Halfway through her latest novel, Sheila Heti asks, “Should I? Should I? Should I choose it? Should I? But the real question is, could you?” Heti is familiar with asking questions. Her novel How Should a Person Be? addressed the query in its title, and Heti holds the position of editor of interviews at The Believer magazine. In Motherhood, Heti uses an autofictional construct to examine a particularly personal question: Should I become a mother?

To resolve this, and various other puzzles in her life, the novel’s protagonist defaults to a game of chance: flipping a coin three times. Two or three heads and the answer is yes. Two or three tails and the answer is no. The exercise is worthy of Wittgenstein: the coin flip allows the book’s protagonist to turn a question over and over again in pursuit of new outcomes. By adopting this approach, Heti creates a structure that ensures the solution is less important than the question being asked. “But it’s useful, this, as a way of interrupting my habits of thought with a yes or a no. I feel like my brain is becoming more flexible as I use these coins. When I get an answer I didn’t expect, I have to push myself to find another answer – hopefully a better one.”

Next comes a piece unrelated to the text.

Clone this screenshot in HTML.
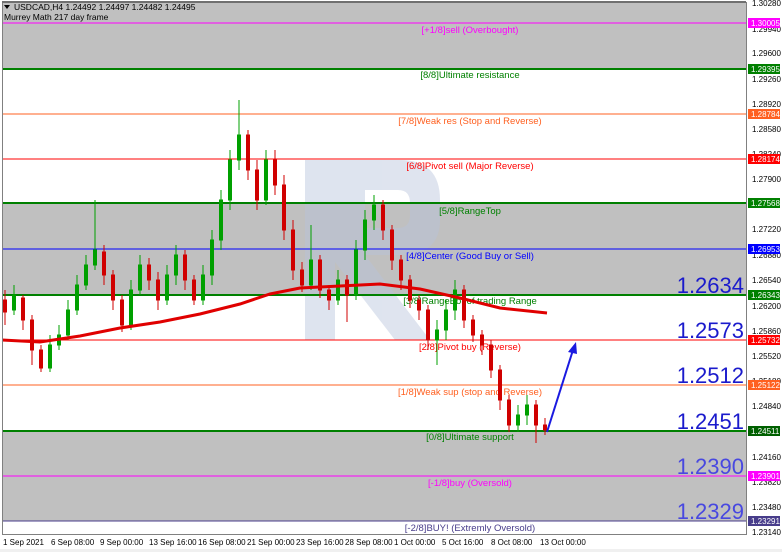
<!DOCTYPE html>
<html><head><meta charset="utf-8"><style>
body{margin:0;width:782px;height:552px;background:#fff;font-family:"Liberation Sans",sans-serif;overflow:hidden;position:relative}
svg{position:absolute;left:0;top:0}
</style></head><body>
<svg width="782" height="552" xmlns="http://www.w3.org/2000/svg" font-family="Liberation Sans, sans-serif">
<rect x="0" y="0" width="782" height="552" fill="#fff"/>
<!-- gray bands -->
<rect x="2" y="2" width="744" height="67" fill="#c0c0c0"/>
<rect x="2" y="203" width="744" height="92" fill="#c0c0c0"/>
<rect x="2" y="431" width="744" height="90" fill="#c0c0c0"/>
<!-- watermark -->
<g fill="#b8c4dc" opacity="0.45">
<rect x="305" y="160" width="30" height="180"/>
<path d="M335 160 H400 Q440 160 440 200 V220 Q440 255 400 255 H365 L430 340 H395 L335 262 Z M365 190 V228 H398 Q410 228 410 215 V203 Q410 190 398 190 Z"/>
</g>
<!-- level lines -->
<g stroke-width="1">
<line x1="2" y1="23" x2="746" y2="23" stroke="#ff00ff"/>
<line x1="2" y1="69" x2="746" y2="69" stroke="#008000" stroke-width="2"/>
<line x1="2" y1="114" x2="746" y2="114" stroke="#ff6020"/>
<line x1="2" y1="159" x2="746" y2="159" stroke="#ff0000"/>
<line x1="2" y1="203" x2="746" y2="203" stroke="#008000" stroke-width="2"/>
<line x1="2" y1="249" x2="746" y2="249" stroke="#0000ff"/>
<line x1="2" y1="295" x2="746" y2="295" stroke="#008000" stroke-width="2"/>
<line x1="2" y1="340" x2="746" y2="340" stroke="#ff0000"/>
<line x1="2" y1="385" x2="746" y2="385" stroke="#ff6020"/>
<line x1="2" y1="431" x2="746" y2="431" stroke="#008000" stroke-width="2"/>
<line x1="2" y1="476" x2="746" y2="476" stroke="#ff00ff"/>
<line x1="2" y1="521" x2="746" y2="521" stroke="#483d8b"/>
</g>
<!-- level labels -->
<g font-size="9.5" text-anchor="middle">
<text x="470" y="33" fill="#ff00ff">[+1/8]sell (Overbought)</text>
<text x="470" y="78" fill="#008000">[8/8]Ultimate resistance</text>
<text x="470" y="124" fill="#ff6020">[7/8]Weak res (Stop and Reverse)</text>
<text x="470" y="169" fill="#ff0000">[6/8]Pivot sell (Major Reverse)</text>
<text x="470" y="214" fill="#008000">[5/8]RangeTop</text>
<text x="470" y="259" fill="#0000ff">[4/8]Center (Good Buy or Sell)</text>
<text x="470" y="304" fill="#008000">[3/8]RangeBot of trading Range</text>
<text x="470" y="350" fill="#ff0000">[2/8]Pivot buy (Reverse)</text>
<text x="470" y="395" fill="#ff6020">[1/8]Weak sup (stop and Reverse)</text>
<text x="470" y="440" fill="#008000">[0/8]Ultimate support</text>
<text x="470" y="486" fill="#ff00ff">[-1/8]buy (Oversold)</text>
<text x="470" y="531" fill="#483d8b">[-2/8]BUY! (Extremly Oversold)</text>
</g>
<!-- candles -->
<g stroke-width="1" id="c">
<g stroke="#d00000" fill="#d00000">
<line x1="5" y1="290" x2="5" y2="325"/><rect x="3.5" y="300" width="3" height="12"/>
<line x1="23" y1="295" x2="23" y2="330"/><rect x="21.5" y="298" width="3" height="22"/>
<line x1="32" y1="315" x2="32" y2="365"/><rect x="30.5" y="320" width="3" height="30"/>
<line x1="41" y1="345" x2="41" y2="372"/><rect x="39.5" y="350" width="3" height="18"/>
<line x1="104" y1="245" x2="104" y2="285"/><rect x="102.5" y="252" width="3" height="23"/>
<line x1="113" y1="270" x2="113" y2="310"/><rect x="111.5" y="275" width="3" height="25"/>
<line x1="122" y1="295" x2="122" y2="332"/><rect x="120.5" y="300" width="3" height="25"/>
<line x1="149" y1="258" x2="149" y2="290"/><rect x="147.5" y="265" width="3" height="15"/>
<line x1="158" y1="272" x2="158" y2="310"/><rect x="156.5" y="280" width="3" height="20"/>
<line x1="185" y1="250" x2="185" y2="290"/><rect x="183.5" y="255" width="3" height="25"/>
<line x1="194" y1="275" x2="194" y2="305"/><rect x="192.5" y="280" width="3" height="20"/>
<line x1="248" y1="130" x2="248" y2="180"/><rect x="246.5" y="135" width="3" height="35"/>
<line x1="257" y1="160" x2="257" y2="210"/><rect x="255.5" y="170" width="3" height="30"/>
<line x1="275" y1="150" x2="275" y2="195"/><rect x="273.5" y="160" width="3" height="25"/>
<line x1="284" y1="175" x2="284" y2="240"/><rect x="282.5" y="185" width="3" height="45"/>
<line x1="293" y1="220" x2="293" y2="280"/><rect x="291.5" y="230" width="3" height="40"/>
<line x1="302" y1="262" x2="302" y2="292"/><rect x="300.5" y="270" width="3" height="15"/>
<line x1="320" y1="255" x2="320" y2="298"/><rect x="318.5" y="260" width="3" height="30"/>
<line x1="329" y1="285" x2="329" y2="310"/><rect x="327.5" y="290" width="3" height="10"/>
<line x1="347" y1="275" x2="347" y2="322"/><rect x="345.5" y="280" width="3" height="15"/>
<line x1="383" y1="200" x2="383" y2="240"/><rect x="381.5" y="205" width="3" height="25"/>
<line x1="392" y1="225" x2="392" y2="270"/><rect x="390.5" y="230" width="3" height="30"/>
<line x1="401" y1="255" x2="401" y2="290"/><rect x="399.5" y="260" width="3" height="20"/>
<line x1="410" y1="275" x2="410" y2="308"/><rect x="408.5" y="280" width="3" height="20"/>
<line x1="419" y1="295" x2="419" y2="320"/><rect x="417.5" y="300" width="3" height="10"/>
<line x1="428" y1="305" x2="428" y2="350"/><rect x="426.5" y="310" width="3" height="30"/>
<line x1="464" y1="285" x2="464" y2="328"/><rect x="462.5" y="290" width="3" height="30"/>
<line x1="473" y1="315" x2="473" y2="342"/><rect x="471.5" y="320" width="3" height="15"/>
<line x1="482" y1="330" x2="482" y2="355"/><rect x="480.5" y="335" width="3" height="10"/>
<line x1="491" y1="340" x2="491" y2="378"/><rect x="489.5" y="345" width="3" height="25"/>
<line x1="500" y1="365" x2="500" y2="410"/><rect x="498.5" y="370" width="3" height="30"/>
<line x1="509" y1="395" x2="509" y2="432"/><rect x="507.5" y="400" width="3" height="25"/>
<line x1="536" y1="400" x2="536" y2="443"/><rect x="534.5" y="405" width="3" height="20"/>
<line x1="545" y1="418" x2="545" y2="435"/><rect x="543.5" y="425" width="3" height="5"/>
</g>
<g stroke="#00a000" fill="#00a000">
<line x1="14" y1="285" x2="14" y2="315"/><rect x="12.5" y="295" width="3" height="15"/>
<line x1="50" y1="335" x2="50" y2="372"/><rect x="48.5" y="345" width="3" height="23"/>
<line x1="59" y1="325" x2="59" y2="350"/><rect x="57.5" y="335" width="3" height="10"/>
<line x1="68" y1="300" x2="68" y2="340"/><rect x="66.5" y="310" width="3" height="25"/>
<line x1="77" y1="275" x2="77" y2="315"/><rect x="75.5" y="285" width="3" height="25"/>
<line x1="86" y1="255" x2="86" y2="290"/><rect x="84.5" y="265" width="3" height="20"/>
<line x1="95" y1="200" x2="95" y2="270"/><rect x="93.5" y="250" width="3" height="15"/>
<line x1="131" y1="280" x2="131" y2="330"/><rect x="129.5" y="290" width="3" height="35"/>
<line x1="140" y1="255" x2="140" y2="295"/><rect x="138.5" y="265" width="3" height="25"/>
<line x1="167" y1="265" x2="167" y2="305"/><rect x="165.5" y="275" width="3" height="25"/>
<line x1="176" y1="245" x2="176" y2="285"/><rect x="174.5" y="255" width="3" height="20"/>
<line x1="203" y1="265" x2="203" y2="305"/><rect x="201.5" y="275" width="3" height="25"/>
<line x1="212" y1="230" x2="212" y2="285"/><rect x="210.5" y="240" width="3" height="35"/>
<line x1="221" y1="190" x2="221" y2="250"/><rect x="219.5" y="200" width="3" height="40"/>
<line x1="230" y1="150" x2="230" y2="210"/><rect x="228.5" y="160" width="3" height="40"/>
<line x1="239" y1="100" x2="239" y2="170"/><rect x="237.5" y="135" width="3" height="25"/>
<line x1="266" y1="150" x2="266" y2="205"/><rect x="264.5" y="160" width="3" height="40"/>
<line x1="311" y1="225" x2="311" y2="290"/><rect x="309.5" y="260" width="3" height="25"/>
<line x1="338" y1="270" x2="338" y2="305"/><rect x="336.5" y="280" width="3" height="20"/>
<line x1="356" y1="240" x2="356" y2="300"/><rect x="354.5" y="250" width="3" height="45"/>
<line x1="365" y1="210" x2="365" y2="260"/><rect x="363.5" y="220" width="3" height="30"/>
<line x1="374" y1="195" x2="374" y2="230"/><rect x="372.5" y="205" width="3" height="15"/>
<line x1="437" y1="320" x2="437" y2="365"/><rect x="435.5" y="330" width="3" height="10"/>
<line x1="446" y1="300" x2="446" y2="340"/><rect x="444.5" y="310" width="3" height="20"/>
<line x1="455" y1="280" x2="455" y2="320"/><rect x="453.5" y="290" width="3" height="20"/>
<line x1="518" y1="405" x2="518" y2="432"/><rect x="516.5" y="415" width="3" height="10"/>
<line x1="527" y1="395" x2="527" y2="425"/><rect x="525.5" y="405" width="3" height="10"/>
</g>
</g>
<!-- MA -->
<path d="M2 340 L40 342 L80 336 L120 328 L160 322 L200 314 L240 304 L270 294 L300 288 L340 286 L380 284 L420 289 L460 298 L500 308 L547 313" fill="none" stroke="#e00000" stroke-width="3"/>
<!-- arrow -->
<line x1="547" y1="432" x2="573" y2="350" stroke="#1a1ae0" stroke-width="2"/>
<path d="M576 342 L568 352 L577 354 Z" fill="#1a1ae0"/>
<!-- big numbers -->
<g font-size="22" text-anchor="end" fill="#1a1acc">
<text x="744" y="293">1.2634</text>
<text x="744" y="338">1.2573</text>
<text x="744" y="383">1.2512</text>
<text x="744" y="429">1.2451</text>
<text x="744" y="474" fill="#4848e0">1.2390</text>
<text x="744" y="519" fill="#4848e0">1.2329</text>
</g>
<!-- frame -->
<rect x="2.5" y="2.5" width="744" height="532" fill="none" stroke="#808080"/>
<line x1="2" y1="2" x2="746" y2="2" stroke="#707070" stroke-width="2"/>
<text x="14" y="10" font-size="8.5" fill="#000">USDCAD,H4  1.24492 1.24497 1.24482 1.24495</text>
<path d="M4 5 L10 5 L7 9 Z" fill="#000"/>
<text x="4" y="20" font-size="8.5" fill="#000">Murrey Math 217 day frame</text>
<!-- right axis -->
<g font-size="8" fill="#000">
<text x="752" y="6">1.30280</text><text x="752" y="32">1.29940</text><text x="752" y="56">1.29600</text><text x="752" y="82">1.29260</text><text x="752" y="107">1.28920</text><text x="752" y="132">1.28580</text><text x="752" y="157">1.28240</text><text x="752" y="182">1.27900</text><text x="752" y="232">1.27220</text><text x="752" y="258">1.26880</text><text x="752" y="283">1.26540</text><text x="752" y="309">1.26200</text><text x="752" y="334">1.25860</text><text x="752" y="359">1.25520</text><text x="752" y="384">1.25180</text><text x="752" y="409">1.24840</text><text x="752" y="460">1.24160</text><text x="752" y="485">1.23820</text><text x="752" y="510">1.23480</text><text x="752" y="535">1.23140</text>
</g>
<g font-size="8" fill="#fff">
<rect x="748" y="18" width="32" height="10" fill="#ff00ff"/><text x="751" y="26">1.30005</text>
<rect x="748" y="64" width="32" height="10" fill="#008000"/><text x="751" y="72">1.29395</text>
<rect x="748" y="109" width="32" height="10" fill="#ff6020"/><text x="751" y="117">1.28784</text>
<rect x="748" y="154" width="32" height="10" fill="#ff0000"/><text x="751" y="162">1.28174</text>
<rect x="748" y="198" width="32" height="10" fill="#008000"/><text x="751" y="206">1.27568</text>
<rect x="748" y="244" width="32" height="10" fill="#0000ff"/><text x="751" y="252">1.26953</text>
<rect x="748" y="290" width="32" height="10" fill="#008000"/><text x="751" y="298">1.26343</text>
<rect x="748" y="335" width="32" height="10" fill="#ff0000"/><text x="751" y="343">1.25732</text>
<rect x="748" y="380" width="32" height="10" fill="#ff6020"/><text x="751" y="388">1.25122</text>
<rect x="748" y="426" width="32" height="10" fill="#006000"/><text x="751" y="434">1.24511</text>
<rect x="748" y="471" width="32" height="10" fill="#ff00ff"/><text x="751" y="479">1.23901</text>
<rect x="748" y="516" width="32" height="10" fill="#483d8b"/><text x="751" y="524">1.23291</text>
</g>
<!-- bottom axis -->
<g font-size="8" fill="#000">
<text x="3" y="545">1 Sep 2021</text><text x="51" y="545">6 Sep 08:00</text><text x="100" y="545">9 Sep 00:00</text><text x="149" y="545">13 Sep 16:00</text><text x="198" y="545">16 Sep 08:00</text><text x="247" y="545">21 Sep 00:00</text><text x="296" y="545">23 Sep 16:00</text><text x="345" y="545">28 Sep 08:00</text><text x="394" y="545">1 Oct 00:00</text><text x="442" y="545">5 Oct 16:00</text><text x="491" y="545">8 Oct 08:00</text><text x="540" y="545">13 Oct 00:00</text>
</g>
<rect x="0" y="549" width="782" height="3" fill="#f0f0f0"/>
</svg>
</body></html>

In a book full of questions, the reader may instinctually try to answer them as they read. (Should I become a mother? Would I be a good mother? Or, more esoterically, “Am I cursed by a demon, sort of randomly?”) The result is claustrophobic, as though the book is holding the reader responsible for its content. The claustrophobia is, thankfully, saved by Heti’s attention to beautiful sentences: “I saw I had not thought, but continued to let myself be whipped about in the waves of life, building nothing.” The author crafts small paragraphs that are more like still lifes: “They were dying, the lilacs on my desk, and I hadn’t even noticed. Now the ice cream truck is outside playing its sad song, and I’m a little drunk from the wine I had earlier this evening.”

If Heti, as a character in the novel, poses a lot of questions, she also has questions lobbed at her: she constantly grapples with external forces that project their thoughts and beliefs about motherhood onto her. But by the novel’s very nature, it is also the reader who ends up asking questions of Heti. Because the book is cast in the genre of autofiction, it is natural for a reader to try to suss out what’s real and what’s not. But as with the coin toss, the answer to this metafictional inquiry doesn’t really matter. The book is much more enjoyable without trying to extrapolate the realities of Heti’s own biography and simply abandoning oneself to the music of her prose.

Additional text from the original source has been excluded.